**** MATERIAL PROVIDED

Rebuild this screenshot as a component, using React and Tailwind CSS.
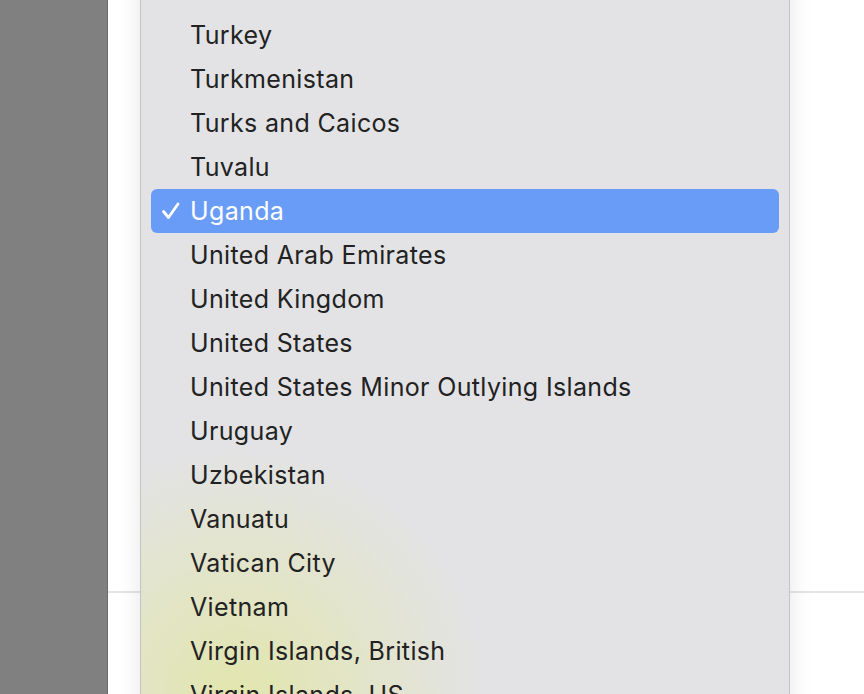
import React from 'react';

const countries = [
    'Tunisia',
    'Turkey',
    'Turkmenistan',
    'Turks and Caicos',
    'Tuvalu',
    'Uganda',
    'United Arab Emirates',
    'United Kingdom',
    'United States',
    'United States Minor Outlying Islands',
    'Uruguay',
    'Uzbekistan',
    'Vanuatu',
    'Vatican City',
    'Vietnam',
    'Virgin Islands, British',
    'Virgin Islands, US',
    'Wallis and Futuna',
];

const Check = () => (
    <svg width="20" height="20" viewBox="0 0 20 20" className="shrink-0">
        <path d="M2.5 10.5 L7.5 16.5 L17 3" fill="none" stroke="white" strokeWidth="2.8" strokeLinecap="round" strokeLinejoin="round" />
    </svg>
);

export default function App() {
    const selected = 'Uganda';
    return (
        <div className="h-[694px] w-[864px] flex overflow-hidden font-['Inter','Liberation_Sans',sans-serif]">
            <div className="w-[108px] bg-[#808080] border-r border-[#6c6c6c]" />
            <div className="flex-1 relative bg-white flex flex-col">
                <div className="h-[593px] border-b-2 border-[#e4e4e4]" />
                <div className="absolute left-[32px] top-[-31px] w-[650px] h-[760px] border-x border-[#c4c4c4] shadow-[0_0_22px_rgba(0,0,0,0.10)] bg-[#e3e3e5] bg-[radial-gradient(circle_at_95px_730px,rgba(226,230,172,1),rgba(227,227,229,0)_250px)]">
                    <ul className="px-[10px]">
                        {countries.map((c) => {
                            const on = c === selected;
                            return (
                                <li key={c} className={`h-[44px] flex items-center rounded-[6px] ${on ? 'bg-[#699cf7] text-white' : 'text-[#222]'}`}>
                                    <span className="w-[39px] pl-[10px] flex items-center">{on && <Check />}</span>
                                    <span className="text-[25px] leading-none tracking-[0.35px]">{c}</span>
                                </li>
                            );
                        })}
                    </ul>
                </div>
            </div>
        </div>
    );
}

********

Across the preceding material, how many lines contain the word "React"? State the number alone.

> [SOLUTION TO THIS EXERCISE]
2